As creative industries outperform global heavyweights, it’s time to unlock full power

Old superstitions die hard. An outdated, unwritten rule that many still cling to today posits that science, business and finance are “grown-up” concerns. Art is secondary. Culture is what we turn to once the serious work is done.
Fortunately, the UAE’s leadership decided to challenge this dusty belief in 2021 with an unequivocal response: a National Cultural and Creative Industries (CCI) Strategy that is deploying 40 major initiatives, 16 of which support talent and creatives with ambitious objectives - to have the CCI reach five per cent of GDP by 2031. That is not a dream. It is our future.
Indeed, our country understands that culture is serious business. It drives growth and frames it. Energy and data might fuel the economy, but imagination is its mastermind. Art in all its forms gives meaning and humanity to technology. American businessman and inventor Steve Jobs put it perfectly: “Technology alone is not enough.

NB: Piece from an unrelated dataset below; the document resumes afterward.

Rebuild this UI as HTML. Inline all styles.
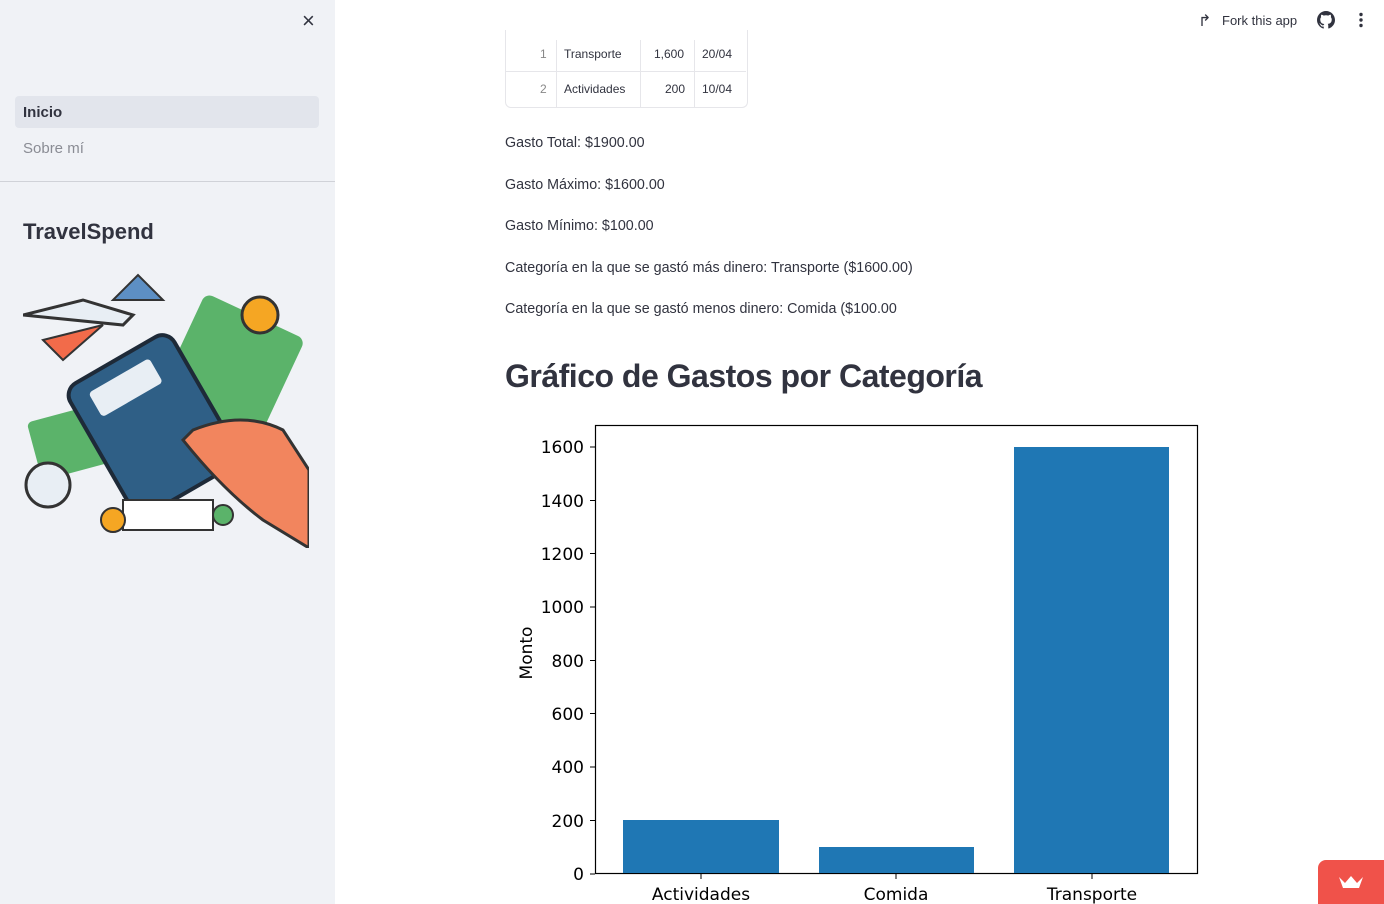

It is technology married with liberal arts and humanities that yields results that make our hearts sing.”
Before advocating any further for culture, I must clarify: art has a value of its own. I dream of a world that lives by the motto “Ars Gratia Artis” (Art for Art’s Sake), which encircles Metro Goldwyn-Mayer’s legendary roaring lion. But I understand that this alone might not be enough to convince many, so let us consider what benefits art and culture truly offer.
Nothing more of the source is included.